Why $\Phi(\Phi^{-1}(x))-\Phi(\Phi^{-1}(1-y))$ $=\max\{x+y-1,0\}$, where $\Phi$ is the cdf of a standard normal RV?

Question

My question is: why is the L.H.S equal to $\textbf{max}\{x+y-1,0\}$? I just find that it is equal to $x+y-1$.
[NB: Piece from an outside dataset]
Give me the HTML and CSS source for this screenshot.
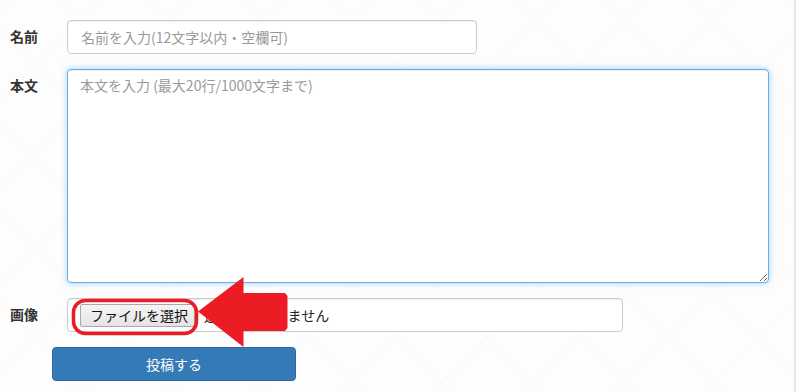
FILE: index.html
```html
<!DOCTYPE html>
<html lang="ja">
<head>
<meta charset="utf-8">
<link rel="stylesheet" href="styles.css">
</head>
<body>
<div class="page">
  <form class="post-form">
    <div class="row row-name">
      <label class="label">名前</label>
      <input class="field field-name" type="text" placeholder="名前を入力(12文字以内・空欄可)">
    </div>
    <div class="row row-body">
      <label class="label">本文</label>
      <textarea class="field field-body" placeholder="本文を入力 (最大20行/1000文字まで)"></textarea>
    </div>
    <div class="row row-image">
      <label class="label">画像</label>
      <div class="field field-file">
        <span class="file-btn">ファイルを選択</span>
        <span class="file-text">選択されていません</span>
      </div>
    </div>
    <div class="submit-row">
      <span class="submit-btn">投稿する</span>
    </div>
  </form>
  <svg class="annotation" width="796" height="392" viewBox="0 0 796 392" xmlns="http://www.w3.org/2000/svg">
    <rect x="73.5" y="300.5" width="123" height="33" rx="12" ry="12" fill="none" stroke="#ec1c24" stroke-width="3.5"/>
    <polygon points="198,311.5 243.5,277 243.5,293 285,293 287.5,296 287.5,328 285,331 243.5,331 243.5,347" fill="#ec1c24"/>
  </svg>
</div>
</body>
</html>
```

FILE: styles.css
```css
* { box-sizing: border-box; }

html, body {
  margin: 0;
  padding: 0;
}

body {
  width: 796px;
  height: 392px;
  overflow: hidden;
  font-family: "Noto Sans CJK JP", "Noto Sans", sans-serif;
  font-size: 14px;
  color: #333;
  background-color: #fcfcfc;
}

.page {
  position: relative;
  width: 796px;
  height: 392px;
  border-right: 2px solid #e6e6e6;
  background-color: #fdfdfd;
  background-image:
    repeating-linear-gradient(45deg, transparent 0, transparent 63px, rgba(0,0,0,0.012) 63px, rgba(0,0,0,0.012) 64px),
    repeating-linear-gradient(-45deg, transparent 0, transparent 63px, rgba(0,0,0,0.012) 63px, rgba(0,0,0,0.012) 64px);
}

.post-form {
  padding: 20px 0 0 10px;
  display: flex;
  flex-direction: column;
}

.row {
  display: flex;
  align-items: flex-start;
}

.row-name { margin-bottom: 15px; }
.row-body { margin-bottom: 15px; }
.row-image { margin-bottom: 15px; }

.label {
  width: 57px;
  flex: none;
  font-weight: bold;
  font-size: 14px;
  line-height: 20px;
  padding-top: 6px;
  color: #333;
}

.field {
  font-family: "Noto Sans CJK JP", "Noto Sans", sans-serif;
  font-size: 14px;
  color: #555;
  background: #fff;
  border: 1px solid #ccc;
  border-radius: 4px;
  box-shadow: inset 0 1px 1px rgba(0,0,0,0.075);
  margin: 0;
}

.field::placeholder { color: #999; }

.field-name {
  width: 410px;
  height: 34px;
  padding: 6px 13px;
  line-height: 20px;
}

.field-body {
  width: 702px;
  height: 214px;
  padding: 5px 12px;
  line-height: 20px;
  border-color: #66afe9;
  box-shadow: inset 0 1px 1px rgba(0,0,0,0.075), 0 0 6px rgba(102,175,233,0.6);
  resize: both;
  outline: none;
}

.field-file {
  width: 556px;
  height: 34px;
  padding: 0 0 0 12px;
  display: flex;
  align-items: center;
  gap: 9px;
}

.file-btn {
  height: 23px;
  padding: 0 6px 0 9px;
  display: flex;
  align-items: center;
  font-size: 14px;
  color: #111;
  background: linear-gradient(#f5f5f5, #e4e4e4);
  border: 1px solid #a9a9a9;
  border-radius: 2px;
  white-space: nowrap;
}

.file-text {
  font-size: 14px;
  color: #222;
  white-space: nowrap;
}

.submit-row {
  padding-left: 42px;
  display: flex;
}

.submit-btn {
  width: 244px;
  height: 34px;
  display: flex;
  align-items: center;
  justify-content: center;
  background: #337ab7;
  border: 1px solid #2e6da4;
  border-radius: 4px;
  color: #fff;
  font-size: 14px;
}

.annotation {
  position: absolute;
  left: 0;
  top: 0;
  pointer-events: none;
}
```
Or maybe I made a mistake in the previous step:

If $X\sim N(0,1)$ then $\mathbb P[X\le \Phi^{-1}(x),\Phi^{-1}(1-y)\le X]=L.H.S (=\Phi(\Phi^{-1}(x))-\Phi(\Phi^{-1}(1-y)))$

Answer 1

Your first equality is valid only when $\Phi^{-1} (1-y)\leq \Phi^{-1}(x)$ or $1-y \leq x$ or $x+y-1 \geq 0$.

Answer 2

The statement $$\Pr[X \le \Phi^{-1}(x), \Phi^{-1}(1-y) \le X]$$ can actually be written $$\Pr[ 1-y \le \Phi(X) \le x],$$ which illustrates that $1-y \le x$ must be true in order for the probability to be nonzero. Hence $$x + y - 1 \ge 0,$$ otherwise the given probability is zero.